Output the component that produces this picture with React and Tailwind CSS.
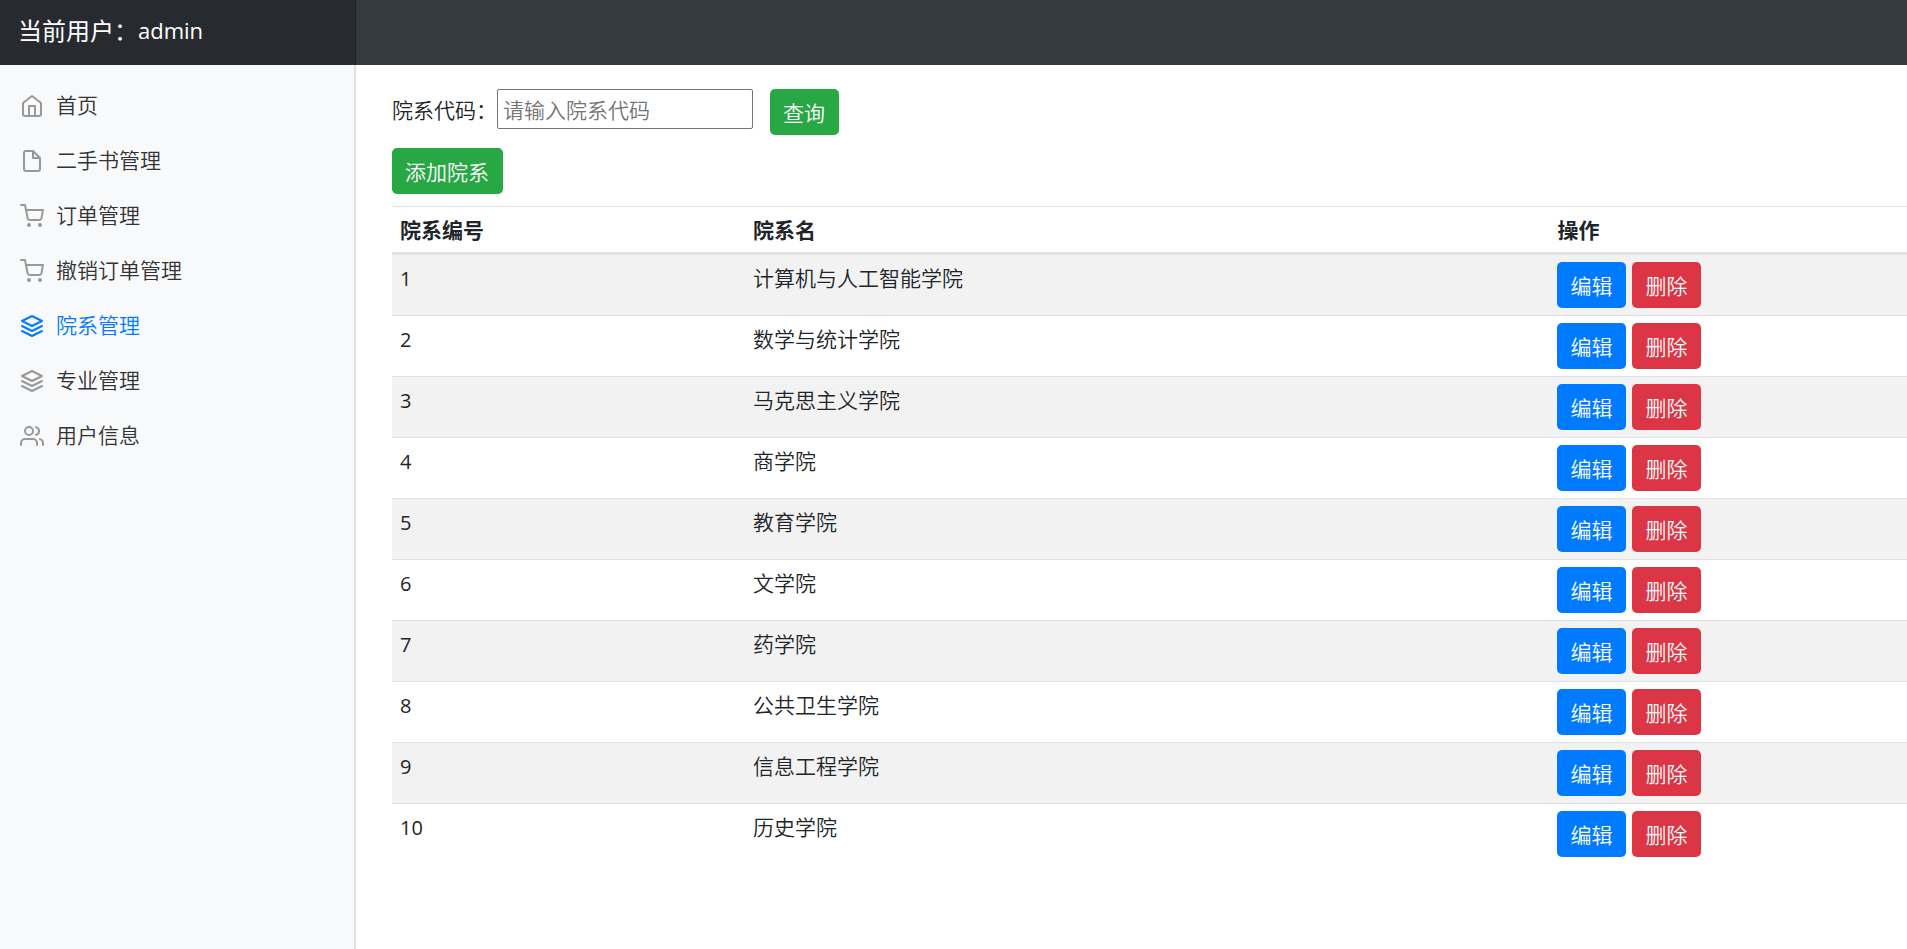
import React, { useState } from 'react';
import { FiFile, FiHome, FiLayers, FiShoppingCart, FiUsers } from 'react-icons/fi';

const menus = [
  { name: '首页', icon: FiHome },
  { name: '二手书管理', icon: FiFile },
  { name: '订单管理', icon: FiShoppingCart },
  { name: '撤销订单管理', icon: FiShoppingCart },
  { name: '院系管理', icon: FiLayers, active: true },
  { name: '专业管理', icon: FiLayers },
  { name: '用户信息', icon: FiUsers },
];

const departments = [
  { id: 1, name: '计算机与人工智能学院' },
  { id: 2, name: '数学与统计学院' },
  { id: 3, name: '马克思主义学院' },
  { id: 4, name: '商学院' },
  { id: 5, name: '教育学院' },
  { id: 6, name: '文学院' },
  { id: 7, name: '药学院' },
  { id: 8, name: '公共卫生学院' },
  { id: 9, name: '信息工程学院' },
  { id: 10, name: '历史学院' },
];

// 按钮
function Button({ color, children, ...rest }) {
  return (
    <button
      type="button"
      className={`h-[46px] rounded-[5px] pt-[2px] pl-[13px] pr-[14px] text-white ${color}`}
      {...rest}
    >
      {children}
    </button>
  );
}

// 顶部导航
function Navbar() {
  return (
    <header className="flex h-[65px] bg-[#343a40] text-white">
      <a
        href="#"
        className="flex w-[356px] items-center pb-1 pl-[18px] text-2xl bg-[#272b30] shadow-[inset_-1px_0_0_rgba(0,0,0,0.25)]"
      >
        当前用户：<span className="text-[22px]">admin</span>
      </a>
    </header>
  );
}

// 左侧菜单
function Sidebar() {
  return (
    <nav className="w-[356px] shrink-0 bg-[#f8f9fa] pt-[13px] shadow-[inset_-2px_0_0_rgba(0,0,0,0.1)]">
      <ul>
        {menus.map(({ name, icon: Icon, active }) => (
          <li key={name}>
            <a
              href="#"
              className={`flex h-[55px] items-center gap-3 pl-5 font-[350] ${active ? 'text-[#007bff]' : 'text-[#333]'}`}
            >
              <Icon size={24} className={active ? 'text-[#007bff]' : 'text-[#999]'} />
              <span className="pb-[2px]">{name}</span>
            </a>
          </li>
        ))}
      </ul>
    </nav>
  );
}

export default function App() {
  const [code, setCode] = useState('');

  return (
    <div className="flex min-h-screen flex-col bg-white text-[21px] leading-8 text-[#212529] font-['Open_Sans','Noto_Sans_CJK_SC',sans-serif]">
      <Navbar />
      <div className="flex flex-1">
        <Sidebar />
        <main className="flex-1 pt-6 pl-9 font-[350]">
          {/* 查询 */}
          <form className="flex items-start" onSubmit={(e) => e.preventDefault()}>
            <label htmlFor="code" className="pt-[5px]">院系代码：</label>
            <input
              id="code"
              type="text"
              value={code}
              onChange={(e) => setCode(e.target.value)}
              placeholder="请输入院系代码"
              className="mr-[17px] h-10 w-64 rounded-[2px] border border-[#767676] bg-white px-[5px] pt-[2px] placeholder:text-[#757575]"
            />
            <Button color="bg-[#28a745]">查询</Button>
          </form>
          <div className="mt-[13px] mb-3 flex">
            <Button color="bg-[#28a745]">添加院系</Button>
          </div>

          {/* 院系列表 */}
          <table className="w-full table-fixed border-separate border-spacing-0 text-left">
            <thead>
              <tr className="*:h-[49px] *:border-t *:border-b-3 *:border-[#dee2e6] *:px-2 *:font-bold">
                <th className="w-[23.3%]">院系编号</th>
                <th className="w-[53.1%]">院系名</th>
                <th>操作</th>
              </tr>
            </thead>
            <tbody>
              {departments.map((d, i) => (
                <tr
                  key={d.id}
                  className={`*:border-[#dee2e6] *:px-2 *:py-[7px] *:align-top odd:bg-[#f2f2f2] ${i > 0 ? '*:border-t' : ''}`}
                >
                  <td className="text-xl leading-[34px] font-normal">{d.id}</td>
                  <td>{d.name}</td>
                  <td>
                    <div className="flex gap-[6px]">
                      <Button color="bg-[#007bff]">编辑</Button>
                      <Button color="bg-[#dc3545]">删除</Button>
                    </div>
                  </td>
                </tr>
              ))}
            </tbody>
          </table>
        </main>
      </div>
    </div>
  );
}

━━━━━━━━

Copy every line of the data exactly as written, excluding the pictures.

→ Exercise response
Output the component that produces this picture with React and Tailwind CSS.
import React, { useState } from 'react';
import { FiFile, FiHome, FiLayers, FiShoppingCart, FiUsers } from 'react-icons/fi';

const menus = [
  { name: '首页', icon: FiHome },
  { name: '二手书管理', icon: FiFile },
  { name: '订单管理', icon: FiShoppingCart },
  { name: '撤销订单管理', icon: FiShoppingCart },
  { name: '院系管理', icon: FiLayers, active: true },
  { name: '专业管理', icon: FiLayers },
  { name: '用户信息', icon: FiUsers },
];

const departments = [
  { id: 1, name: '计算机与人工智能学院' },
  { id: 2, name: '数学与统计学院' },
  { id: 3, name: '马克思主义学院' },
  { id: 4, name: '商学院' },
  { id: 5, name: '教育学院' },
  { id: 6, name: '文学院' },
  { id: 7, name: '药学院' },
  { id: 8, name: '公共卫生学院' },
  { id: 9, name: '信息工程学院' },
  { id: 10, name: '历史学院' },
];

// 按钮
function Button({ color, children, ...rest }) {
  return (
    <button
      type="button"
      className={`h-[46px] rounded-[5px] pt-[2px] pl-[13px] pr-[14px] text-white ${color}`}
      {...rest}
    >
      {children}
    </button>
  );
}

// 顶部导航
function Navbar() {
  return (
    <header className="flex h-[65px] bg-[#343a40] text-white">
      <a
        href="#"
        className="flex w-[356px] items-center pb-1 pl-[18px] text-2xl bg-[#272b30] shadow-[inset_-1px_0_0_rgba(0,0,0,0.25)]"
      >
        当前用户：<span className="text-[22px]">admin</span>
      </a>
    </header>
  );
}

// 左侧菜单
function Sidebar() {
  return (
    <nav className="w-[356px] shrink-0 bg-[#f8f9fa] pt-[13px] shadow-[inset_-2px_0_0_rgba(0,0,0,0.1)]">
      <ul>
        {menus.map(({ name, icon: Icon, active }) => (
          <li key={name}>
            <a
              href="#"
              className={`flex h-[55px] items-center gap-3 pl-5 font-[350] ${active ? 'text-[#007bff]' : 'text-[#333]'}`}
            >
              <Icon size={24} className={active ? 'text-[#007bff]' : 'text-[#999]'} />
              <span className="pb-[2px]">{name}</span>
            </a>
          </li>
        ))}
      </ul>
    </nav>
  );
}

export default function App() {
  const [code, setCode] = useState('');

  return (
    <div className="flex min-h-screen flex-col bg-white text-[21px] leading-8 text-[#212529] font-['Open_Sans','Noto_Sans_CJK_SC',sans-serif]">
      <Navbar />
      <div className="flex flex-1">
        <Sidebar />
        <main className="flex-1 pt-6 pl-9 font-[350]">
          {/* 查询 */}
          <form className="flex items-start" onSubmit={(e) => e.preventDefault()}>
            <label htmlFor="code" className="pt-[5px]">院系代码：</label>
            <input
              id="code"
              type="text"
              value={code}
              onChange={(e) => setCode(e.target.value)}
              placeholder="请输入院系代码"
              className="mr-[17px] h-10 w-64 rounded-[2px] border border-[#767676] bg-white px-[5px] pt-[2px] placeholder:text-[#757575]"
            />
            <Button color="bg-[#28a745]">查询</Button>
          </form>
          <div className="mt-[13px] mb-3 flex">
            <Button color="bg-[#28a745]">添加院系</Button>
          </div>

          {/* 院系列表 */}
          <table className="w-full table-fixed border-separate border-spacing-0 text-left">
            <thead>
              <tr className="*:h-[49px] *:border-t *:border-b-3 *:border-[#dee2e6] *:px-2 *:font-bold">
                <th className="w-[23.3%]">院系编号</th>
                <th className="w-[53.1%]">院系名</th>
                <th>操作</th>
              </tr>
            </thead>
            <tbody>
              {departments.map((d, i) => (
                <tr
                  key={d.id}
                  className={`*:border-[#dee2e6] *:px-2 *:py-[7px] *:align-top odd:bg-[#f2f2f2] ${i > 0 ? '*:border-t' : ''}`}
                >
                  <td className="text-xl leading-[34px] font-normal">{d.id}</td>
                  <td>{d.name}</td>
                  <td>
                    <div className="flex gap-[6px]">
                      <Button color="bg-[#007bff]">编辑</Button>
                      <Button color="bg-[#dc3545]">删除</Button>
                    </div>
                  </td>
                </tr>
              ))}
            </tbody>
          </table>
        </main>
      </div>
    </div>
  );
}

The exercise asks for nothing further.